Не остался незамеченным в модной индустрии и предпринятый Версаче в Европе, где это вполне сошло ему с рук, ловкий ход: благодаря щедрой оплате услуг ведущих фотографов и обозревателей гламурных журналов они с сестрой и их продукцией засверкали по обложкам и редакционным статьям, перекочевав туда с рекламных вкладок. Логика рассуждений Версаче была проста: если его постоянно видят на глянцевых страницах — то на светской тусовке с Элтоном Джоном или Стингом, то примеривающим на Элизабет Херли очередное черное платье, которыми она знаменита, то колдующим над восстановительным ремонтом имиджа Кортни Лав, не знающей уже, как и чем скрыть целлюлит, — то и воздыхающая о славе молодая поросль гламурной молодежи будет не глядя съедать всё, на чем проставлено имя Версаче.

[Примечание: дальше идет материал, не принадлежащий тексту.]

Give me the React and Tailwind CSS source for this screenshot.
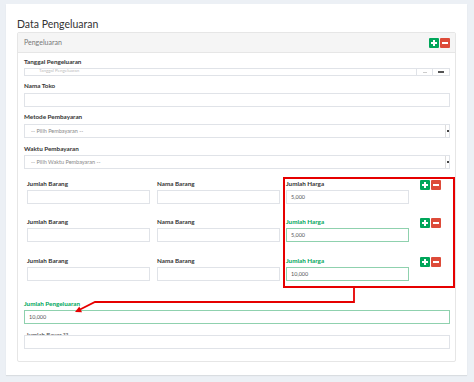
import React from 'react';

const font = { fontFamily: 'Lato, "Liberation Sans", sans-serif' };

function AddRemove() {
  return (
    <div className="flex gap-[1px]">
      <div className="w-[10px] h-[10px] bg-[#00a65a] rounded-[1px] flex items-center justify-center">
        <div className="relative w-[6px] h-[6px] flex items-center justify-center">
          <div className="w-[6px] h-[2px] bg-white" />
          <div className="absolute w-[2px] h-[6px] bg-white" />
        </div>
      </div>
      <div className="w-[10px] h-[10px] bg-[#dd4b39] rounded-[1px] flex items-center justify-center">
        <div className="w-[6px] h-[2px] bg-white" />
      </div>
    </div>
  );
}

function Label({ children, green }) {
  return (
    <div className={`h-[8px] leading-[8px] text-[6.3px] font-bold ${green ? 'text-[#00a65a]' : 'text-[#333]'}`}>
      {children}
    </div>
  );
}

function Input({ value, green, className = '' }) {
  return (
    <div
      className={`h-[14px] border bg-white flex items-center pl-[4px] text-[5.5px] text-[#555] ${
        green ? 'border-[#8fd1ae]' : 'border-[#e0e3e8]'
      } ${className}`}
    >
      {value}
    </div>
  );
}

function Select({ text }) {
  return (
    <div className="h-[14px] border border-[#e0e3e8] bg-white flex items-center justify-between pl-[6px]">
      <span className="text-[5.5px] text-[#888]">{text}</span>
      <div className="w-[4px] h-[12px] border-l border-[#ddd] flex items-center justify-center">
        <div className="w-[2px] h-[2px] bg-[#444]" />
      </div>
    </div>
  );
}

const harga = [
  { value: '5,000', green: false },
  { value: '5,000', green: true },
  { value: '10,000', green: true },
];

export default function App() {
  return (
    <div className="relative w-[474px] h-[382px] bg-[#ecf0f5] pt-[4px] pl-[6px] pr-[7px] overflow-hidden" style={font}>
      <div className="bg-white px-[11px] pt-[13px] pb-[13px] shadow-[0_1px_1px_rgba(0,0,0,0.08)]">
        <div className="text-[10.5px] leading-[14px] text-[#333] mb-[1px]">Data Pengeluaran</div>

        <div className="border border-[#e6e6e6] rounded-[2px]">
          <div className="h-[20px] bg-[#f5f5f5] border-b border-[#e6e6e6] flex items-center justify-between pl-[6px] pr-[5px]">
            <span className="text-[7px] text-[#777]">Pengeluaran</span>
            <AddRemove />
          </div>

          <div className="pl-[6px] pr-[5px] pt-[5px] pb-[12px]">
            <Label>Tanggal Pengeluaran</Label>
            <div className="mt-[2px] h-[8px] border border-[#e0e3e8] flex">
              <div className="flex-1 pl-[14px] text-[4.5px] leading-[4px] text-[#bbb] overflow-hidden">Tanggal Pengeluaran</div>
              <div className="w-[16px] border-l border-[#e0e3e8] flex items-center justify-center">
                <div className="w-[4px] h-[1px] bg-[#ccc]" />
              </div>
              <div className="w-[17px] border-l border-[#e0e3e8] flex items-center justify-center">
                <div className="w-[6px] h-[1.5px] bg-[#555]" />
              </div>
            </div>

            <div className="mt-[6px]">
              <Label>Nama Toko</Label>
            </div>
            <Input className="mt-[3px]" />

            <div className="mt-[6px]">
              <Label>Metode Pembayaran</Label>
            </div>
            <div className="mt-[3px]">
              <Select text="-- Pilih Pembayaran --" />
            </div>

            <div className="mt-[7px]">
              <Label>Waktu Pembayaran</Label>
            </div>
            <div className="mt-[2px]">
              <Select text="-- Pilih Waktu Pembayaran --" />
            </div>

            <div className="mt-[8px] flex items-start gap-[3px] -mr-[5px]">
              <div className="ml-[3px] pt-[3px] grid grid-cols-[123px_123px] gap-x-[7px]">
                {[0, 1, 2].map((i) => (
                  <React.Fragment key={i}>
                    <div className={i === 0 ? '' : i === 1 ? 'mt-[14px]' : 'mt-[15px]'}>
                      <div className="h-[10px]">
                        <Label>Jumlah Barang</Label>
                      </div>
                      <Input />
                    </div>
                    <div className={i === 0 ? '' : i === 1 ? 'mt-[14px]' : 'mt-[15px]'}>
                      <div className="h-[10px]">
                        <Label>Nama Barang</Label>
                      </div>
                      <Input />
                    </div>
                  </React.Fragment>
                ))}
              </div>

              <div className="w-[172px] border-2 border-[#e60000] pl-[1px] pr-[12px] pt-[1px] pb-[5px]">
                {harga.map((h, i) => (
                  <div key={i} className={`flex items-start justify-between ${i === 0 ? '' : i === 1 ? 'mt-[14px]' : 'mt-[15px]'}`}>
                    <div className="w-[123px]">
                      <div className="h-[10px]">
                        <Label green={h.green}>Jumlah Harga</Label>
                      </div>
                      <Input value={h.value} green={h.green} />
                    </div>
                    <AddRemove />
                  </div>
                ))}
              </div>
            </div>

            <div className="mt-[12px]">
              <Label green>Jumlah Pengeluaran</Label>
            </div>
            <Input className="mt-[2px]" value="10,000" green />

            <div className="mt-[7px] h-[4px] overflow-hidden text-[6px] leading-[8px] font-bold text-[#666] pl-[2px]">
              Jumlah Bayar ??
            </div>
            <Input />
          </div>
        </div>
      </div>

      <svg className="absolute inset-0 pointer-events-none" width="474" height="382" viewBox="0 0 474 382">
        <polyline points="354,288 354,302 95,302 80,309.5" fill="none" stroke="#e60000" strokeWidth="1.8" />
        <polygon points="75,312 82,312.2 79.3,306.4" fill="#e60000" />
      </svg>
    </div>
  );
}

«Среднестатистический Джо с улицы даже не знал о Джанни Версаче как о кутюрье, — говорит Луис Каналес. — Сила Версаче была в умении прокручивать деньги через саморекламу: на постоянное гарантированное появление на первых полосах и в редакционных статьях он тратил огромные суммы, но и преумножал их в итоге раз за разом за счет того, что с ним рядом всегда были Элтон Джон или Стинг. Причем, раскручиваясь за их счет, Версаче и к самим стареющим звездам приковывал внимание прессы, которого они без него не привлекли бы. В свою очередь [они] помогают открывать новые рынки сбыта для его одежды. В Латинской Америке и на Дальнем Востоке полно только что нажитых шальных денег. В Арабских Эмиратах его шмотье, само собой, обожают. Как и в любой корпорации в мире моды, львиную долю прибылей он зарабатывает на парфюмерии и бытовых аксессуарах. Версаче нуждался в паблисити, чтобы людям было не жаль денег на солнечные очки с его лейблом». Не склонный упускать ни единой возможности, Версаче выпустил шелковые рубашки по 1200 долларов за штуку и футболки по 200 долларов за штуку с авторскими картинками «Майами». Тяга к приобретательству у него, похоже, была столь же ненасытной, как и тяга к саморекламе. Деньгами он разбрасывался, как турецкий паша, и иногда, похоже, даже зарывался. На момент убийства итальянские власти расследовали обстоятельства приобретения Версаче ряда предметов в его бесценную коллекцию этрусского искусства и античных статуй; в случае подтверждения их принадлежности к археологическому и/или культурному наследию Италии, заявляли представители властей, они подлежат изъятию в музейную собственность.

Недолгий, но сногсшибательный успех Версаче был обусловлен во многом его стремлением опрокинуть устоявшиеся понятия о высоком статусе и хорошем вкусе. «Он [Версаче], по сути, возвел вульгарность в ранг закона, — писала модный критик Холли Брубах. — Все эти попугайские цвета и барочные принты, все эти псевдоантичные мотивы — всё это дурно пахло „новыми деньгами“, а ему нравилось в них купаться, гордо реять на их мутной волне, швырять их пачками в лицо каждому, кто выскажет хотя бы тень недоумения или недостатка уважения. До Версаче нувориши уповали на то, что со временем освоятся и уподобятся старым денежным мешкам; он это тенденцию переломил и обернул вспять».

* * *

Человека, столь горячечно озабоченного идеей собственного возвышения, каковым являлся Эндрю Кьюненен, подобная атмосфера не могла не взбесить. И сказочная пошлость здешних вечеринок не могла не оскорблять его возвышенного, как у любого нарцисса, чувства прекрасного. Вульгарный материализм Версаче всё опошлял.